# Source data start
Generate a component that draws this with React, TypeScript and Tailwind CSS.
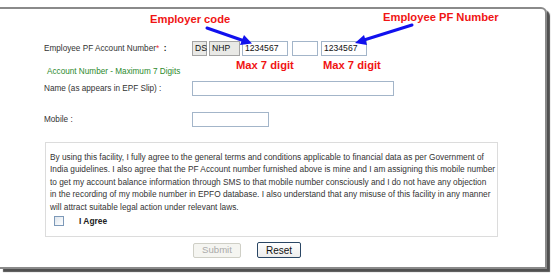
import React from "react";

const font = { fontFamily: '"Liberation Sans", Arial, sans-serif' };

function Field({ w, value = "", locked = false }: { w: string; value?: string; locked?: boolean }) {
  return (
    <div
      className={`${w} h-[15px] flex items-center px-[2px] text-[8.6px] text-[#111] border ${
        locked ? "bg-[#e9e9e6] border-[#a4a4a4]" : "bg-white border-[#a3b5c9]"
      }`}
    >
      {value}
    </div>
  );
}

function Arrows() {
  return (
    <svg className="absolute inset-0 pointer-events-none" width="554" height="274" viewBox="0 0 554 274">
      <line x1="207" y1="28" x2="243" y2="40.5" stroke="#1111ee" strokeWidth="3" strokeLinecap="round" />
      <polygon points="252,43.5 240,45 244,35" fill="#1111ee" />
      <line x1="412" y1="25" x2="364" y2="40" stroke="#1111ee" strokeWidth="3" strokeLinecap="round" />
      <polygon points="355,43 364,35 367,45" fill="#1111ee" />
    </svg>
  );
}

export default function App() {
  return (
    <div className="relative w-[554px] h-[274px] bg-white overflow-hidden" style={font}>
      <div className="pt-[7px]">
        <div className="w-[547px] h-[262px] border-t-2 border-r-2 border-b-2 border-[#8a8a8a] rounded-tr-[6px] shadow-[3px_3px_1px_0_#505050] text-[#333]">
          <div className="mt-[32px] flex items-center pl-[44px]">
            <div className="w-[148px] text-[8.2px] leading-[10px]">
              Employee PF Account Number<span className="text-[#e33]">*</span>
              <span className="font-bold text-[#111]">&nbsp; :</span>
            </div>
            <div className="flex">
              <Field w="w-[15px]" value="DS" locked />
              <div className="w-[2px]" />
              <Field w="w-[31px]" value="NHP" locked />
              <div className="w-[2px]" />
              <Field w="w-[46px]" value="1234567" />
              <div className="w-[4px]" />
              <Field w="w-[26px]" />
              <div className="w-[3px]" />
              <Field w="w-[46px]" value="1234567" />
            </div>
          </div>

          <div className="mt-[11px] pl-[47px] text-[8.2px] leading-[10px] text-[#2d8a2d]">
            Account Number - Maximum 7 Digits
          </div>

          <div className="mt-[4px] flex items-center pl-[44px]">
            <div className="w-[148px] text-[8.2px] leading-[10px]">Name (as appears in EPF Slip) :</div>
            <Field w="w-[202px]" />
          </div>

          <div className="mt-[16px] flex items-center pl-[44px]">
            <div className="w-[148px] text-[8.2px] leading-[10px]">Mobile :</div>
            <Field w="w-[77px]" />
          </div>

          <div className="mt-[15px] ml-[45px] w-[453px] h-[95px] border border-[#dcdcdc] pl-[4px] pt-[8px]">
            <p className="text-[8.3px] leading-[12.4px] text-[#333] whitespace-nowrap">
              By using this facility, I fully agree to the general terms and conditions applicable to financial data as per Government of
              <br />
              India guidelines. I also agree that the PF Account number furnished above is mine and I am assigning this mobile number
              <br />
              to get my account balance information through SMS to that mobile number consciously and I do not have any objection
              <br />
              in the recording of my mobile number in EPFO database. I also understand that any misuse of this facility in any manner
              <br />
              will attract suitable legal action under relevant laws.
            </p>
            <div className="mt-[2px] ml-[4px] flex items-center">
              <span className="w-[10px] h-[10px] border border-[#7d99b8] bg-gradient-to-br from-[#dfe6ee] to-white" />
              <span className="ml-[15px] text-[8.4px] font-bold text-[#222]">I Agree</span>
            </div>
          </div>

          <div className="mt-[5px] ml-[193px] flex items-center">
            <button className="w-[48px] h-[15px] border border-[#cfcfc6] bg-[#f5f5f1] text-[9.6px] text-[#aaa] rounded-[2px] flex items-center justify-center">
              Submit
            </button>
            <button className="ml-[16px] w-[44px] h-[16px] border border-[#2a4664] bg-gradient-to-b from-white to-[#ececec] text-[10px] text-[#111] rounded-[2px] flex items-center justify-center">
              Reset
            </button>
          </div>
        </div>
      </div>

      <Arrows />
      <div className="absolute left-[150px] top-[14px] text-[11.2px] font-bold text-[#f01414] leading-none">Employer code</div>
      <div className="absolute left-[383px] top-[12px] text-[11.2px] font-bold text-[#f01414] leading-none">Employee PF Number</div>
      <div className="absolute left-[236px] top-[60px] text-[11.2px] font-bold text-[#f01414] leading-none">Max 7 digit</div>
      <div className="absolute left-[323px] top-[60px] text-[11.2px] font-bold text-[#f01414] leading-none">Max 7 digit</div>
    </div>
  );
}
# Source data end
__Requirements__:
Leaving out the pictures, repeat the data above exactly.

__Answer below__:
Generate a component that draws this with React, TypeScript and Tailwind CSS.
import React from "react";

const font = { fontFamily: '"Liberation Sans", Arial, sans-serif' };

function Field({ w, value = "", locked = false }: { w: string; value?: string; locked?: boolean }) {
  return (
    <div
      className={`${w} h-[15px] flex items-center px-[2px] text-[8.6px] text-[#111] border ${
        locked ? "bg-[#e9e9e6] border-[#a4a4a4]" : "bg-white border-[#a3b5c9]"
      }`}
    >
      {value}
    </div>
  );
}

function Arrows() {
  return (
    <svg className="absolute inset-0 pointer-events-none" width="554" height="274" viewBox="0 0 554 274">
      <line x1="207" y1="28" x2="243" y2="40.5" stroke="#1111ee" strokeWidth="3" strokeLinecap="round" />
      <polygon points="252,43.5 240,45 244,35" fill="#1111ee" />
      <line x1="412" y1="25" x2="364" y2="40" stroke="#1111ee" strokeWidth="3" strokeLinecap="round" />
      <polygon points="355,43 364,35 367,45" fill="#1111ee" />
    </svg>
  );
}

export default function App() {
  return (
    <div className="relative w-[554px] h-[274px] bg-white overflow-hidden" style={font}>
      <div className="pt-[7px]">
        <div className="w-[547px] h-[262px] border-t-2 border-r-2 border-b-2 border-[#8a8a8a] rounded-tr-[6px] shadow-[3px_3px_1px_0_#505050] text-[#333]">
          <div className="mt-[32px] flex items-center pl-[44px]">
            <div className="w-[148px] text-[8.2px] leading-[10px]">
              Employee PF Account Number<span className="text-[#e33]">*</span>
              <span className="font-bold text-[#111]">&nbsp; :</span>
            </div>
            <div className="flex">
              <Field w="w-[15px]" value="DS" locked />
              <div className="w-[2px]" />
              <Field w="w-[31px]" value="NHP" locked />
              <div className="w-[2px]" />
              <Field w="w-[46px]" value="1234567" />
              <div className="w-[4px]" />
              <Field w="w-[26px]" />
              <div className="w-[3px]" />
              <Field w="w-[46px]" value="1234567" />
            </div>
          </div>

          <div className="mt-[11px] pl-[47px] text-[8.2px] leading-[10px] text-[#2d8a2d]">
            Account Number - Maximum 7 Digits
          </div>

          <div className="mt-[4px] flex items-center pl-[44px]">
            <div className="w-[148px] text-[8.2px] leading-[10px]">Name (as appears in EPF Slip) :</div>
            <Field w="w-[202px]" />
          </div>

          <div className="mt-[16px] flex items-center pl-[44px]">
            <div className="w-[148px] text-[8.2px] leading-[10px]">Mobile :</div>
            <Field w="w-[77px]" />
          </div>

          <div className="mt-[15px] ml-[45px] w-[453px] h-[95px] border border-[#dcdcdc] pl-[4px] pt-[8px]">
            <p className="text-[8.3px] leading-[12.4px] text-[#333] whitespace-nowrap">
              By using this facility, I fully agree to the general terms and conditions applicable to financial data as per Government of
              <br />
              India guidelines. I also agree that the PF Account number furnished above is mine and I am assigning this mobile number
              <br />
              to get my account balance information through SMS to that mobile number consciously and I do not have any objection
              <br />
              in the recording of my mobile number in EPFO database. I also understand that any misuse of this facility in any manner
              <br />
              will attract suitable legal action under relevant laws.
            </p>
            <div className="mt-[2px] ml-[4px] flex items-center">
              <span className="w-[10px] h-[10px] border border-[#7d99b8] bg-gradient-to-br from-[#dfe6ee] to-white" />
              <span className="ml-[15px] text-[8.4px] font-bold text-[#222]">I Agree</span>
            </div>
          </div>

          <div className="mt-[5px] ml-[193px] flex items-center">
            <button className="w-[48px] h-[15px] border border-[#cfcfc6] bg-[#f5f5f1] text-[9.6px] text-[#aaa] rounded-[2px] flex items-center justify-center">
              Submit
            </button>
            <button className="ml-[16px] w-[44px] h-[16px] border border-[#2a4664] bg-gradient-to-b from-white to-[#ececec] text-[10px] text-[#111] rounded-[2px] flex items-center justify-center">
              Reset
            </button>
          </div>
        </div>
      </div>

      <Arrows />
      <div className="absolute left-[150px] top-[14px] text-[11.2px] font-bold text-[#f01414] leading-none">Employer code</div>
      <div className="absolute left-[383px] top-[12px] text-[11.2px] font-bold text-[#f01414] leading-none">Employee PF Number</div>
      <div className="absolute left-[236px] top-[60px] text-[11.2px] font-bold text-[#f01414] leading-none">Max 7 digit</div>
      <div className="absolute left-[323px] top-[60px] text-[11.2px] font-bold text-[#f01414] leading-none">Max 7 digit</div>
    </div>
  );
}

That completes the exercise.